# Thread: What did I do wrong? (integration)

1. ## What did I do wrong? (integration)

I was playing around and did this:
$f(x)g(x)=f_xg_x$
Then:
$\frac{d}{dx}\left [f_xg_x\right ]=\frac{g_xdf_x}{dx}+\frac{f_xdg_x}{dx}$
so
$f_xg_x=\int \frac{g_xdf_x}{dx}+\frac{f_xdg_x}{dx}dx=\int \frac{g_xdf_x}{dx}dx+\int \frac{f_xdg_x}{dx}dx=\int g_xdf_x+\int f_xdg_x$
so
$f_xg_x=g_x \int df_x+f_x \int dg_x$
and
$f_xg_x=f_xg_x+f_xg_x=2f_xg_x$

Any obvious division by zero someone should point out?
Or do I just not understand the concept of something?

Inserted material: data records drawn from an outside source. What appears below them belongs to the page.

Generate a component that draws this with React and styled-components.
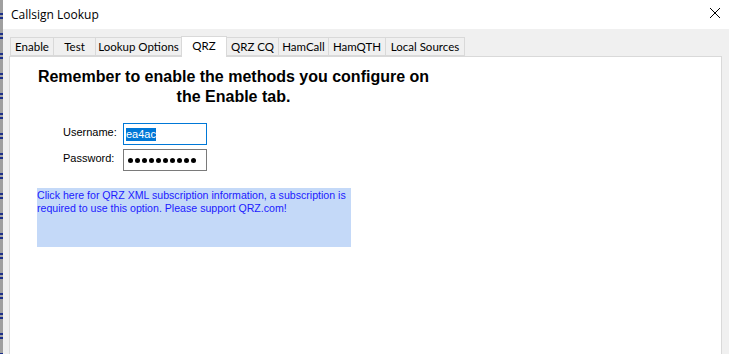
import React from 'react'
import styled, { createGlobalStyle } from 'styled-components'

const Global = createGlobalStyle`
  html, body {
    margin: 0;
    padding: 0;
    background: #f0f0f0;
    overflow: hidden;
  }
`

const Screen = styled.div`
  display: flex;
  width: 729px;
  height: 354px;
  overflow: hidden;
`

const BehindEdge = styled.div`
  width: 3px;
  flex-shrink: 0;
  background-color: #a0a0a0;
  background-image: repeating-linear-gradient(
    to bottom,
    transparent 0,
    transparent 13px,
    #1b2f8a 13px,
    #1b2f8a 15px,
    transparent 15px,
    transparent 17px,
    #1b2f8a 17px,
    #1b2f8a 19px,
    transparent 19px,
    transparent 20px
  );
`

const Window = styled.div`
  flex: 1;
  display: flex;
  flex-direction: column;
  background: #f0f0f0;
`

const TitleBar = styled.div`
  height: 29px;
  background: #fff;
  display: flex;
  align-items: center;
  justify-content: space-between;
  padding: 0 7px 0 8px;
  font-family: 'Open Sans', 'Noto Sans', sans-serif;
  font-size: 12px;
  color: #000;
`

const CloseBtn = styled.div`
  width: 14px;
  height: 14px;
  display: flex;
  align-items: center;
  justify-content: center;
  margin-top: -3px;
`

const Body = styled.div`
  flex: 1;
  display: flex;
  flex-direction: column;
  padding: 7px 7px 0 6px;
`

const TabStrip = styled.div`
  display: flex;
  align-items: flex-end;
  height: 20px;
  padding-left: 2px;
  position: relative;
  z-index: 1;
`

const Tab = styled.div`
  box-sizing: border-box;
  width: ${p => p.$w}px;
  height: ${p => (p.$active ? '21px' : '19px')};
  margin-bottom: ${p => (p.$active ? '-1px' : '0')};
  border: 1px solid #d9d9d9;
  border-bottom: ${p => (p.$active ? 'none' : '1px solid #d9d9d9')};
  margin-left: -1px;
  background: ${p => (p.$active ? '#fff' : '#f0f0f0')};
  font-family: Lato, 'Open Sans', sans-serif;
  font-size: 11.5px;
  text-align: center;
  line-height: 17px;
  color: #000;
  white-space: nowrap;
`

const Page = styled.div`
  flex: 1;
  background: #fff;
  border: 1px solid #d9d9d9;
  border-bottom: none;
  padding: 10px 0 0 27px;
`

const Heading = styled.div`
  width: 393px;
  text-align: center;
  font-family: 'Liberation Sans', Arial, sans-serif;
  font-weight: bold;
  font-size: 16px;
  line-height: 20px;
  color: #000;
`

const Form = styled.div`
  display: grid;
  grid-template-columns: 60px 84px;
  row-gap: 4px;
  margin: 16px 0 0 26px;
  align-items: center;
`

const Label = styled.div`
  font-family: 'Liberation Sans', Arial, sans-serif;
  font-size: 11px;
  color: #000;
  margin-top: -4px;
`

const Field = styled.div`
  box-sizing: border-box;
  height: 22px;
  border: 1px solid ${p => (p.$focus ? '#0078d7' : '#7a7a7a')};
  background: #fff;
  padding: 2px 2px;
  display: flex;
  align-items: center;
  gap: 2px;
  font-family: 'Liberation Sans', Arial, sans-serif;
  font-size: 11px;
`

const Selected = styled.span`
  background: #0078d7;
  color: #fff;
  padding: 0 0 1px;
`

const Dot = styled.span`
  width: 5px;
  height: 5px;
  border-radius: 50%;
  background: #000;
  flex-shrink: 0;
  &:first-child {
    margin-left: 2px;
  }
`

const InfoBox = styled.div`
  width: 314px;
  height: 59px;
  margin-top: 17px;
  background: #c4d9f8;
  color: #1b1bff;
  font-family: 'Liberation Sans', Arial, sans-serif;
  font-size: 10.6px;
  line-height: 13px;
  padding: 1px 0 0 0;
  box-sizing: border-box;
  cursor: pointer;
`

const tabs = [
  { name: 'Enable', w: 44 },
  { name: 'Test', w: 43 },
  { name: 'Lookup Options', w: 87 },
  { name: 'QRZ', w: 46, active: true },
  { name: 'QRZ CQ', w: 53 },
  { name: 'HamCall', w: 51 },
  { name: 'HamQTH', w: 58 },
  { name: 'Local Sources', w: 80 },
]

export default function App() {
  return (
    <>
      <Global />
      <Screen>
        <BehindEdge />
        <Window>
          <TitleBar>
            <span>Callsign Lookup</span>
            <CloseBtn>
              <svg width="12" height="12" viewBox="0 0 12 12">
                <path d="M1 1 L11 11 M11 1 L1 11" stroke="#000" strokeWidth="1" />
              </svg>
            </CloseBtn>
          </TitleBar>
          <Body>
            <TabStrip>
              {tabs.map(t => (
                <Tab key={t.name} $active={t.active} $w={t.w}>{t.name}</Tab>
              ))}
            </TabStrip>
            <Page>
              <Heading>
                Remember to enable the methods you configure on the Enable tab.
              </Heading>
              <Form>
                <Label>Username:</Label>
                <Field $focus><Selected>ea4ac</Selected></Field>
                <Label>Password:</Label>
                <Field>
                  {Array.from({ length: 10 }, (_, i) => <Dot key={i} />)}
                </Field>
              </Form>
              <InfoBox>
                Click here for QRZ XML subscription information, a subscription is required to use this option. Please support QRZ.com!
              </InfoBox>
            </Page>
          </Body>
        </Window>
      </Screen>
    </>
  )
}
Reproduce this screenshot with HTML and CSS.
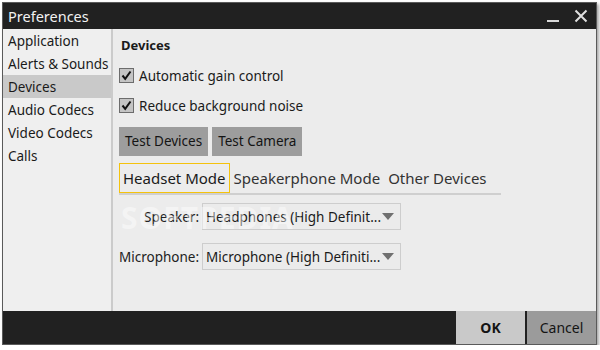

2. Are you trying to derive the integration by parts formula?

Let $u = u(x)$ and $v = v(x)$.

By the product rule:

$\frac{d}{dx}(uv) = u\,\frac{dv}{dx} + v\,\frac{du}{dx}$

$uv = \int{\left(u\,\frac{dv}{dx} + v\,\frac{du}{dx}\right)\,dx}$

$uv = \int{u\,\frac{dv}{dx}\,dx} + \int{v\,\frac{du}{dx}\,dx}$

$uv = \int{u\,dv} + \int{v\,du}$

$\int{u\,dv} = uv - \int{v\,du}$.

3. But, I thought since in: udv, you where taking the integral of u with respect of dv and thus you could use the scalar multiple rule.
Samne thing with:
$\int ydx=yx+C$

4. It's not taking the integral of $u$ with respect to $v$.

It's just shorthand for $\int{u\,\frac{dv}{dx}\,dx}$. Do you see how it "looks like" the $dx$s cancel?

So you're taking the integral of the product of $u$ and $\frac{dv}{dx}$, with respect to $x$.